Differences between e.g. the English, German, and French versions of a series often comprised more than just a different dub and titles: e.g. Two Years' Vacation has different scores (German score by Hans Posegga, French score by Alain Le Meur) and the German cut adds an extended introduction set in Peru that shows the—purely MacGuffin—gold treasure being stolen, but misses a few scenes at the end where the youths are reunited with their families. Also, the German version has narration by the character Dick Sand as an adult, which brings out some of the elements of the story which Ulbrich perceived as class warfare. The French cut lacks that added social comment. Generally, the German versions tend to focus more on action scenes (because they were also intended for prime-time adult audiences) and have more experimental/contemporary-sounding scores than their French counterparts.

On 27 April 1970 Ulbrich founded his own production company, Tele München Gruppe (TMG), which is still active today. In 1980, Concorde Filmverleih was founded as a distributor.

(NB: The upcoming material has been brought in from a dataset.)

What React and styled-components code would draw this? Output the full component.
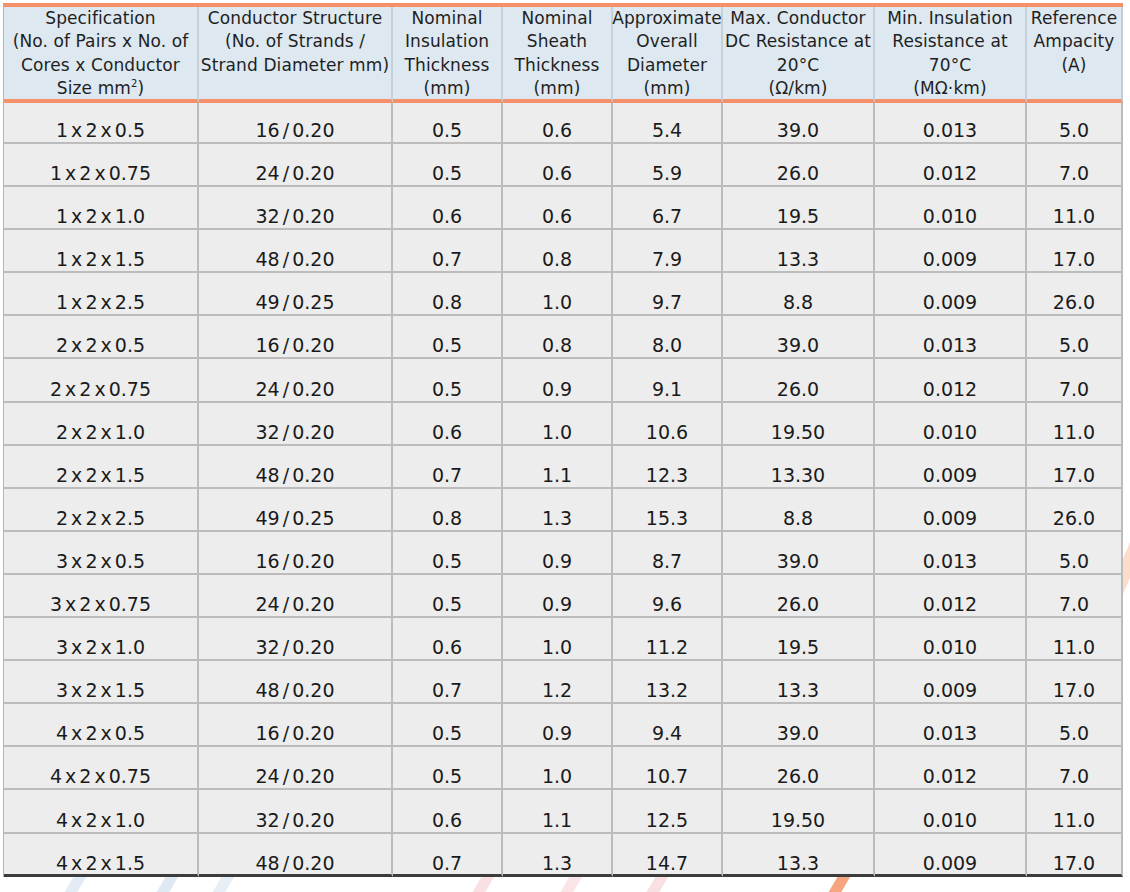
import React from "react";
import styled, { createGlobalStyle } from "styled-components";

const GlobalStyle = createGlobalStyle`
  html, body {
    margin: 0;
    padding: 0;
    background: #ffffff;
  }
  body {
    font-family: "DejaVu Sans", "Liberation Sans", sans-serif;
    color: #1c1c1c;
  }
`;

const COLS = [195, 194, 110, 110, 110, 152, 152, 96];

const HEADERS = [
  ["Specification", "(No. of Pairs x No. of", "Cores x Conductor", <>Size mm<sup>2</sup>)</>],
  ["Conductor Structure", "(No. of Strands /", "Strand Diameter mm)"],
  ["Nominal", "Insulation", "Thickness", "(mm)"],
  ["Nominal", "Sheath", "Thickness", "(mm)"],
  ["Approximate", "Overall", "Diameter", "(mm)"],
  ["Max. Conductor", "DC Resistance at", "20°C", "(Ω/km)"],
  ["Min. Insulation", "Resistance at", "70°C", "(MΩ·km)"],
  ["Reference", "Ampacity", "(A)"],
];

const ROWS = [
  ["1 x 2 x 0.5", "16 / 0.20", "0.5", "0.6", "5.4", "39.0", "0.013", "5.0"],
  ["1 x 2 x 0.75", "24 / 0.20", "0.5", "0.6", "5.9", "26.0", "0.012", "7.0"],
  ["1 x 2 x 1.0", "32 / 0.20", "0.6", "0.6", "6.7", "19.5", "0.010", "11.0"],
  ["1 x 2 x 1.5", "48 / 0.20", "0.7", "0.8", "7.9", "13.3", "0.009", "17.0"],
  ["1 x 2 x 2.5", "49 / 0.25", "0.8", "1.0", "9.7", "8.8", "0.009", "26.0"],
  ["2 x 2 x 0.5", "16 / 0.20", "0.5", "0.8", "8.0", "39.0", "0.013", "5.0"],
  ["2 x 2 x 0.75", "24 / 0.20", "0.5", "0.9", "9.1", "26.0", "0.012", "7.0"],
  ["2 x 2 x 1.0", "32 / 0.20", "0.6", "1.0", "10.6", "19.50", "0.010", "11.0"],
  ["2 x 2 x 1.5", "48 / 0.20", "0.7", "1.1", "12.3", "13.30", "0.009", "17.0"],
  ["2 x 2 x 2.5", "49 / 0.25", "0.8", "1.3", "15.3", "8.8", "0.009", "26.0"],
  ["3 x 2 x 0.5", "16 / 0.20", "0.5", "0.9", "8.7", "39.0", "0.013", "5.0"],
  ["3 x 2 x 0.75", "24 / 0.20", "0.5", "0.9", "9.6", "26.0", "0.012", "7.0"],
  ["3 x 2 x 1.0", "32 / 0.20", "0.6", "1.0", "11.2", "19.5", "0.010", "11.0"],
  ["3 x 2 x 1.5", "48 / 0.20", "0.7", "1.2", "13.2", "13.3", "0.009", "17.0"],
  ["4 x 2 x 0.5", "16 / 0.20", "0.5", "0.9", "9.4", "39.0", "0.013", "5.0"],
  ["4 x 2 x 0.75", "24 / 0.20", "0.5", "1.0", "10.7", "26.0", "0.012", "7.0"],
  ["4 x 2 x 1.0", "32 / 0.20", "0.6", "1.1", "12.5", "19.50", "0.010", "11.0"],
  ["4 x 2 x 1.5", "48 / 0.20", "0.7", "1.3", "14.7", "13.3", "0.009", "17.0"],
];

// faint watermark strokes peeking out round the table
const STRIPES = [
  { x: 78, color: "#e3ecf5" },
  { x: 170, color: "#dfe9f4" },
  { x: 226, color: "#e6eef6" },
  { x: 486, color: "#f9e0e3" },
  { x: 574, color: "#fae4e6" },
  { x: 660, color: "#f9e0e3" },
  { x: 842, color: "#f6a57f" },
];

export default function App() {
  return (
    <Page>
      <GlobalStyle />
      <Watermark width="1130" height="892" viewBox="0 0 1130 892">
        {STRIPES.map((s, i) => (
          <line
            key={i}
            x1={s.x - 14}
            y1={904}
            x2={s.x + 14}
            y2={856}
            stroke={s.color}
            strokeWidth="11"
          />
        ))}
        <line x1="1100" y1="630" x2="1160" y2="490" stroke="#fcdcca" strokeWidth="14" />
      </Watermark>
      <Grid>
        {HEADERS.map((lines, i) => (
          <HeadCell key={i} last={i === HEADERS.length - 1}>
            {lines.map((l, j) => (
              <HeadLine key={j}>{l}</HeadLine>
            ))}
          </HeadCell>
        ))}
        {ROWS.map((row, r) =>
          row.map((v, c) => (
            <Cell
              key={r + "-" + c}
              first={r === 0}
              bottom={r === ROWS.length - 1}
            >
              {v}
            </Cell>
          ))
        )}
      </Grid>
    </Page>
  );
}

const Page = styled.div`
  position: relative;
  width: 1130px;
  height: 892px;
  padding: 3px 0 0 3px;
  box-sizing: border-box;
  overflow: hidden;
`;

const Watermark = styled.svg`
  position: absolute;
  left: 0;
  top: 0;
  z-index: 0;
`;

const Grid = styled.div`
  position: relative;
  z-index: 1;
  display: grid;
  grid-template-columns: ${COLS.map((w) => w + "px").join(" ")};
  width: max-content;
  border-top: 4px solid #f4916b;
  border-left: 1px solid #b4b4b4;
`;

const HeadCell = styled.div`
  box-sizing: border-box;
  height: 96px;
  background: #dde8f0;
  border-bottom: 4px solid #f4916b;
  border-right: 2px solid ${({ last }) => (last ? "#c3ccd3" : "#c7d0d7")};
  display: flex;
  flex-direction: column;
  align-items: center;
  font-size: 17px;
  line-height: 23.3px;
  color: #1f1f1f;
  overflow: visible;

  sup {
    font-size: 10px;
    line-height: 0;
    vertical-align: 7px;
  }
`;

const HeadLine = styled.div`
  white-space: nowrap;
  text-align: center;
  letter-spacing: 0.1px;
`;

const Cell = styled.div`
  box-sizing: border-box;
  height: ${({ first }) => (first ? "41px" : "43.1px")};
  background: #ededed;
  border-right: 2px solid #bcbcbc;
  border-bottom: ${({ bottom }) =>
    bottom ? "3px solid #3c3c3c" : "2px solid #bcbcbc"};
  display: flex;
  align-items: flex-end;
  justify-content: center;
  padding-bottom: ${({ bottom }) => (bottom ? "0px" : "1px")};
  font-size: 19px;
  line-height: 22px;
  word-spacing: -3px;
  color: #1a1a1a;
  white-space: nowrap;
`;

Ulbrich's productions were all done in cooperation with the ZDF public-service television channel and other international partners, especially from France and Romania. Their success prompted the other German public-service channel ARD to emulate the formula, leading to adventure series such as Huckleberry Finn and His Friends (1979/80) and Captain James Cook (1987). Ulbrich may not have invented international TV co-productions, but his series demonstrated the feasibility of high-quality TV productions using an eclectic mix of nationalities in front and behind the camera.

==Selected filmography==
- 5 June (1942)
- Under the Bridges (1945)
- Where the Trains Go (1949)
- Seven Years in Tibet (1956)
- Rose Bernd (1957)
- As Long as the Heart Still Beats (1958)
- The Goose of Sedan (1959)

===Four-parters with Ulbrich as writer and/or producer===

| # | Role | Title | Year | Film gauge | Director | Notes |
| 1 | W | The Adventures of Robinson Crusoe | 1964 | 35 mm | Jean Sacha | Black-and-white |
| 2 | P | Don Quixote | 1965 | 35 mm | Carlo Rim, Jacques Bourdon, Louis Grospierre | Starring Josef Meinrad as Don Quixote. Black-and-white |
| 3 | WP | Treasure Island | 1966 | 35 mm | Wolfgang Liebeneiner, Jacques Bourdon | Filmed in color, but premiered on German TV in black-and-white |
| 4 | WP | Tom Sawyer and Huckleberry Finn | 1968 | 35 mm | Wolfgang Liebeneiner | |
| 5 | W | Leatherstocking Tales | 1969 | 35 mm | Jean Dréville, Pierre Gaspard-Huit, Sergiu Nicolaescu | |
| 6 | WP | The Sea Wolf | 1971 | 35 mm | Wolfgang Staudte, Sergiu Nicolaescu | Starring Raimund Harmstorf as Wolf Larsen Combination of The Sea Wolf, The Road, The Cruise of the Dazzler, and several other works by Jack London |
| 7 | W | Two Years' Vacation | 1974 | 35 mm | Gilles Grangier, Sergiu Nicolaescu | Combination of three Jules Verne novels with added elements (such as the treasure hunt) by Ulbrich |
| 8 | WP | Burning Daylight | 1975 | 16 mm | Wolfgang Staudte | Based on several works by Jack London about the Klondike gold rush |
| 9 | WP | Michel Strogoff | 1976 | 16 mm | Jean-Pierre Decourt | Again starring Raimund Harmstorf |
| 10 | W | Kidnapped | 1978 | 16 mm | Jean-Pierre Decourt | Starring David McCallum. Combination of the novels Kidnapped and Catriona. Also known for its Gaelic-inspired main title theme (David's Theme) by Vladimir Cosma which has been covered by folk music artists such as the Kelly family (1979) and Declan Galbraith (2006) as David’s Song (Who’ll Come With Me). |
| 11 | P | Mathias Sandorf | 1979 | | Jean-Pierre Decourt | |
| 12 | P | Caleb Williams | 1980 | | Herbert Wise | Starring Mick Ford and Stephen Rea. Based on Things as They Are; or, The Adventures of Caleb Williams by William Godwin |
| 13 | P | La Nouvelle Malle des Indes | 1981 | | Christian-Jaque | Biographical TV miniseries about Thomas Waghorn |
| 14 | P | Der Mann von Suez | 1983 | | Christian-Jaque | Biographical TV miniseries about Ferdinand de Lesseps |

W: as writer, P: as producer

Ulbrich also re-edited the French-produced Joseph Balsamo (1973, 16 mm, starring Jean Marais) for German TV, renaming it to Cagliostro, reducing its running time from 360 minutes to 255 minutes, and changing the plot substantially.